Can You Ever Forgive Me?
Monday, August 4th, 2008
Thank you Amazon for the picture
“If with that last letter you pictured the urbane playwright in Switzerland, cigarette-holdered and smoking-jacketed, dashing off a letter in the 1960s from a cozy nook high up in Chalet Coward — the house he bought in the Alps to take advantage of Switzerland’s kinda gentler tax laws — located at Les Avants, Montreux, just down the mountain from the David Nivens at Château d’Oex, where Coward entertained guests that included Marlene, Garbo, George Cukor, Rebecca West, and a group that Elaine Stritch once called “all the Dames Edith”…you would be wrong.
Every letter reproduced here, along with hundreds like them, were turned out by me — conceived, written, typed, and signed — in my perilously held studio apartment in the shadow of Zabar’s on New York’s Upper West Side in 1991 and 1992. A room with a view not of Alpine splendor, but of brick and pigeons, a modest flat I took in the spring of 1969 with the seventy-five-hundred-dollar advance that G. P. Putnam’s Sons had given me to do my first book, a biography of Tallulah Bankhead. I sold those letters to various autograph dealers, first in New York City, and was soon branching out across the country and abroad — for seventy-five dollars a pop.”
I just picked up this little treasure, it didn’t seem like much just sitting on the shelf, but I decided it looked interesting. There was no real cover art, just a title Can You Ever Forgive Me? There was no fancy lettering only what looks like type writer print Memoirs of a Literary Forger, and it was signed by Lee Israel.

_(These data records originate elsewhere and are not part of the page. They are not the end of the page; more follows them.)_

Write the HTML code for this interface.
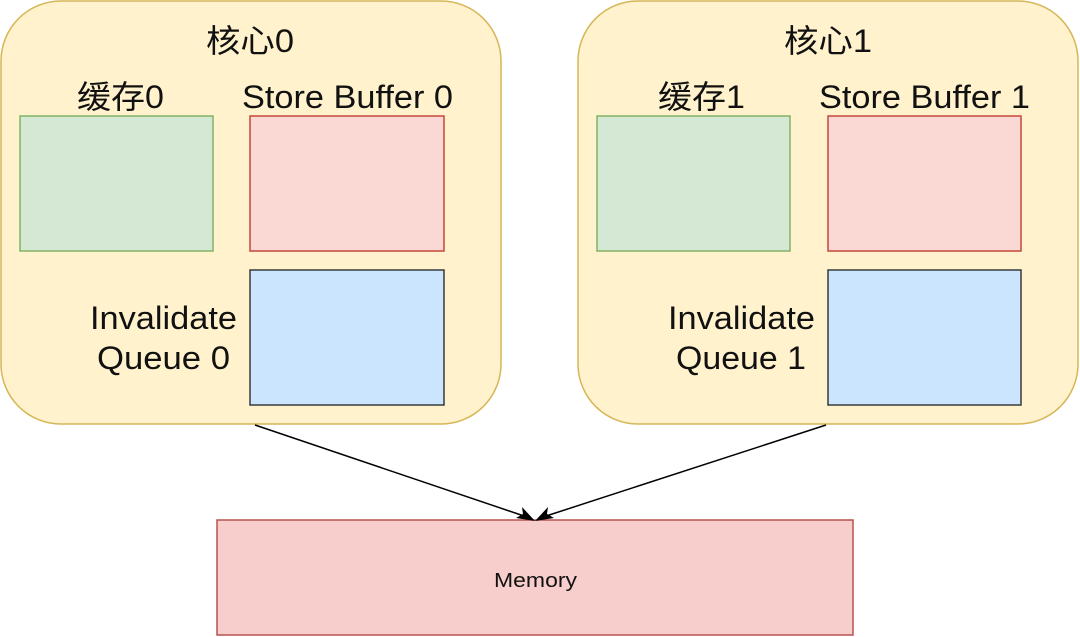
<!DOCTYPE html>
<html><head><meta charset="utf-8"><style>
html,body{margin:0;padding:0;background:#fff;}
svg{display:block}
text{font-family:"Liberation Sans","Noto Sans CJK SC",sans-serif;fill:#111;}
</style></head><body>
<svg width="1080" height="637" viewBox="0 0 1080 637" xmlns="http://www.w3.org/2000/svg">
<g stroke-width="1.5">
<rect x="1" y="1" width="500" height="423" rx="60" fill="#fff2cc" stroke="#d6b656"/>
<rect x="578" y="1" width="500" height="423" rx="60" fill="#fff2cc" stroke="#d6b656"/>
<rect x="20" y="116" width="193" height="135" fill="#d5e8d4" stroke="#82b366"/>
<rect x="250" y="116" width="194" height="135" fill="#fad9d5" stroke="#c5473d"/>
<rect x="250" y="270" width="194" height="135" fill="#cce5ff" stroke="#36393d"/>
<rect x="597" y="116" width="193" height="135" fill="#d5e8d4" stroke="#82b366"/>
<rect x="828" y="116" width="193" height="135" fill="#fad9d5" stroke="#c5473d"/>
<rect x="828" y="270" width="193" height="135" fill="#cce5ff" stroke="#36393d"/>
<rect x="217" y="520" width="636" height="115" fill="#f8cecc" stroke="#b85450"/>
</g>
<g stroke="#000" stroke-width="1.5" fill="none">
<line x1="255" y1="425" x2="527" y2="517"/>
<line x1="826" y1="425" x2="543" y2="517"/>
</g>
<polygon points="535,521 516,518 523,514 522,507" fill="#000"/>
<polygon points="535,521 554,518 547,514 548,507" fill="#000"/>
<g font-size="32" lengthAdjust="spacingAndGlyphs">
<text x="206" y="52" textLength="88" lengthAdjust="spacingAndGlyphs">核心0</text>
<text x="784" y="52" textLength="88" lengthAdjust="spacingAndGlyphs">核心1</text>
<text x="77" y="108" textLength="87" lengthAdjust="spacingAndGlyphs">缓存0</text>
<text x="242" y="108" textLength="211" lengthAdjust="spacingAndGlyphs">Store Buffer 0</text>
<text x="658" y="108" textLength="87" lengthAdjust="spacingAndGlyphs">缓存1</text>
<text x="819" y="108" textLength="211" lengthAdjust="spacingAndGlyphs">Store Buffer 1</text>
<text x="90" y="329" textLength="147" lengthAdjust="spacingAndGlyphs">Invalidate</text>
<text x="97" y="369" textLength="133" lengthAdjust="spacingAndGlyphs">Queue 0</text>
<text x="668" y="329" textLength="147" lengthAdjust="spacingAndGlyphs">Invalidate</text>
<text x="676" y="369" textLength="130" lengthAdjust="spacingAndGlyphs">Queue 1</text>
</g>
<text x="494" y="587" font-size="20" textLength="83" lengthAdjust="spacingAndGlyphs">Memory</text>
</svg>
</body></html>
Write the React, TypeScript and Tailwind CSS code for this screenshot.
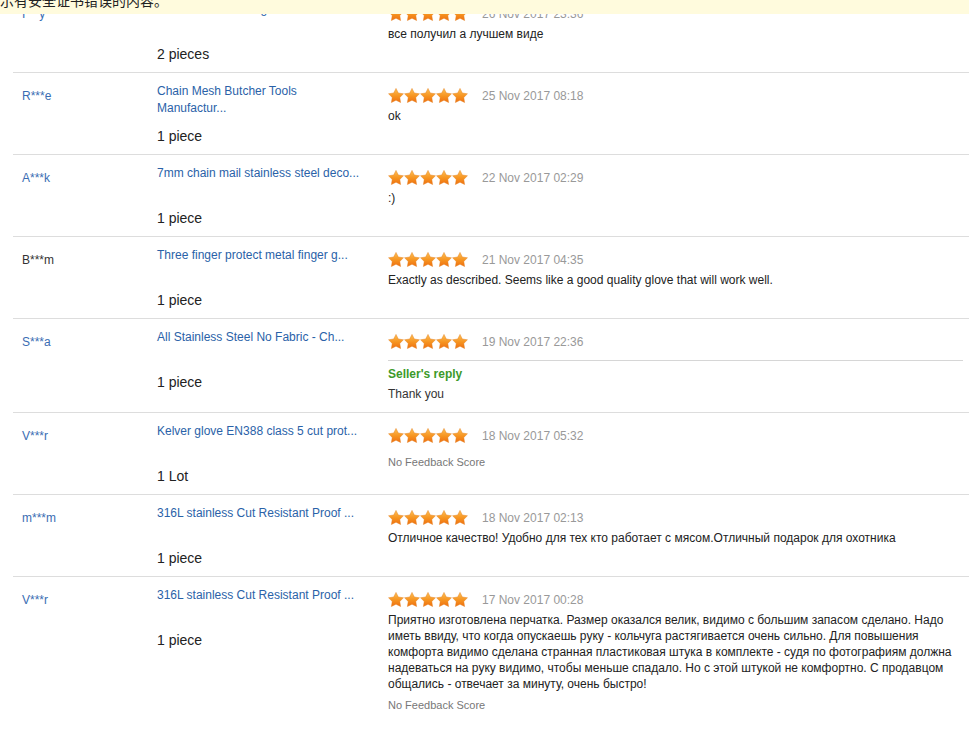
import React from 'react';

type Review = {
  buyer: string;
  buyerDark?: boolean;
  product: string;
  quantity: string;
  date: string;
  comment?: string;
  noScore?: boolean;
  reply?: string;
};

const reviews: Review[] = [
  {
    buyer: 'I***y',
    product: 'Chain mail butcher glove stainless...',
    quantity: '2 pieces',
    date: '26 Nov 2017 23:36',
    comment: 'все получил а лучшем виде',
  },
  {
    buyer: 'R***e',
    product: 'Chain Mesh Butcher Tools Manufactur...',
    quantity: '1 piece',
    date: '25 Nov 2017 08:18',
    comment: 'ok',
  },
  {
    buyer: 'A***k',
    product: '7mm chain mail stainless steel deco...',
    quantity: '1 piece',
    date: '22 Nov 2017 02:29',
    comment: ':)',
  },
  {
    buyer: 'B***m',
    buyerDark: true,
    product: 'Three finger protect metal finger g...',
    quantity: '1 piece',
    date: '21 Nov 2017 04:35',
    comment: 'Exactly as described. Seems like a good quality glove that will work well.',
  },
  {
    buyer: 'S***a',
    product: 'All Stainless Steel No Fabric - Ch...',
    quantity: '1 piece',
    date: '19 Nov 2017 22:36',
    reply: 'Thank you',
  },
  {
    buyer: 'V***r',
    product: 'Kelver glove EN388 class 5 cut prot...',
    quantity: '1 Lot',
    date: '18 Nov 2017 05:32',
    noScore: true,
  },
  {
    buyer: 'm***m',
    product: '316L stainless Cut Resistant Proof ...',
    quantity: '1 piece',
    date: '18 Nov 2017 02:13',
    comment: 'Отличное качество! Удобно для тех кто работает с мясом.Отличный подарок для охотника',
  },
  {
    buyer: 'V***r',
    product: '316L stainless Cut Resistant Proof ...',
    quantity: '1 piece',
    date: '17 Nov 2017 00:28',
    comment:
      'Приятно изготовлена перчатка. Размер оказался велик, видимо с большим запасом сделано. Надо иметь ввиду, что когда опускаешь руку - кольчуга растягивается очень сильно. Для повышения комфорта видимо сделана странная пластиковая штука в комплекте - судя по фотографиям должна надеваться на руку видимо, чтобы меньше спадало. Но с этой штукой не комфортно. С продавцом общались - отвечает за минуту, очень быстро!',
    noScore: true,
  },
];

// fat five-point star, outer radius 12, inner 6
const starPoints = Array.from({ length: 10 }, (_, i) => {
  const r = i % 2 === 0 ? 12 : 6.1;
  const a = (Math.PI / 5) * i - Math.PI / 2;
  return `${(12 + r * Math.cos(a)).toFixed(2)},${(12.6 + r * Math.sin(a)).toFixed(2)}`;
}).join(' ');

function Star() {
  return (
    <svg width="16" height="15" viewBox="0 0 24 23" className="shrink-0">
      <defs>
        <linearGradient id="starFill" x1="0" y1="0" x2="0" y2="1">
          <stop offset="0%" stopColor="#fdbf55" />
          <stop offset="55%" stopColor="#f6931f" />
          <stop offset="100%" stopColor="#ee6f12" />
        </linearGradient>
      </defs>
      <polygon points={starPoints} fill="url(#starFill)" stroke="#e5801f" strokeWidth="0.7" strokeLinejoin="round" />
    </svg>
  );
}

function Stars() {
  return (
    <div className="flex w-[79px] justify-between">
      <Star />
      <Star />
      <Star />
      <Star />
      <Star />
    </div>
  );
}

function ReviewRow({ review, last }: { review: Review; last: boolean }) {
  return (
    <div className={`flex border-b border-[#dddddd] pt-[10px] ${last ? 'pb-[30px]' : 'pb-[8px]'}`}>
      <div className="w-[144px] shrink-0 pl-[9px]">
        <div
          className={`mt-[5px] text-[12px] leading-[16px] ${review.buyerDark ? 'text-[#333333]' : 'text-[#3a6db3]'}`}
        >
          {review.buyer}
        </div>
      </div>
      <div className="w-[231px] shrink-0 pr-[26px]">
        <div className="h-[34px] text-[12px] leading-[17px] text-[#2a62a8]">{review.product}</div>
        <div className="mt-[9px] text-[14px] leading-[20px] text-[#222222]">{review.quantity}</div>
      </div>
      <div className="min-w-0 flex-1 pr-[6px]">
        <div className="mt-[5px] flex h-[15px] items-center">
          <Stars />
          <span className="ml-[15px] text-[12px] leading-[14px] text-[#999999]">{review.date}</span>
        </div>
        {review.comment && (
          <div className="mt-[5px] text-[12px] leading-[16px] text-[#222222]">{review.comment}</div>
        )}
        {review.reply && (
          <div className="mb-[2px]">
            <div className="mt-[11px] border-t border-[#d6d6d6]" />
            <div className="mt-[5px] text-[12px] font-bold leading-[16px] text-[#3c9a2a]">Seller's reply</div>
            <div className="mt-[4px] text-[12px] leading-[16px] text-[#333333]">{review.reply}</div>
          </div>
        )}
        {review.noScore && (
          <div
            className={`${review.comment ? 'mt-[6px]' : 'mt-[12px]'} text-[11px] leading-[14px] text-[#777777]`}
          >
            No Feedback Score
          </div>
        )}
      </div>
    </div>
  );
}

export default function App() {
  return (
    <div
      className="relative h-[733px] overflow-hidden bg-white"
      style={{ fontFamily: '"Liberation Sans", Arial, sans-serif' }}
    >
      <div className="-mt-[9px] ml-[13px]">
        {reviews.map((r, i) => (
          <ReviewRow key={i} review={r} last={i === reviews.length - 1} />
        ))}
      </div>
      <div className="absolute left-0 right-0 top-0 h-[14px] overflow-hidden bg-[#fffbdd]">
        <div
          className="-mt-[10px] whitespace-nowrap text-[14px] leading-[20px] text-[#222222]"
          style={{ fontFamily: '"Noto Sans CJK SC", sans-serif' }}
        >
          示有安全证书错误的内容。
        </div>
      </div>
    </div>
  );
}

Before turning to the criminal life, running a one woman forgery scam out of an Upper West Side studio shared with her tortoiseshell cat, and dodging the FBI, Lee Israel enjoyed a celebrated reputation as an author. When her writing career suddenly took a turn for the worse, she conceived of the astonishing literary scheme that fooled even many of the experts. Forging hundreds of letters from such collectible luminaries as Dorothy Parker, Noël Coward, and Lillian Hellman — and recreating their autographs with a flourish — Israel sold her “memorabilia” to dealers across the country, producing a collection of pitch-perfect imitations virtually indistinguishable from the voices of their real-life counterparts.
This was exquisitely written, with reproductions of her marvelous forgeries, Can You Ever Forgive Me? is Israel’s delightful, hilarious memoir of a brilliant and audacious literary crime caper. I enjoyed every word of this book and I bet you will too.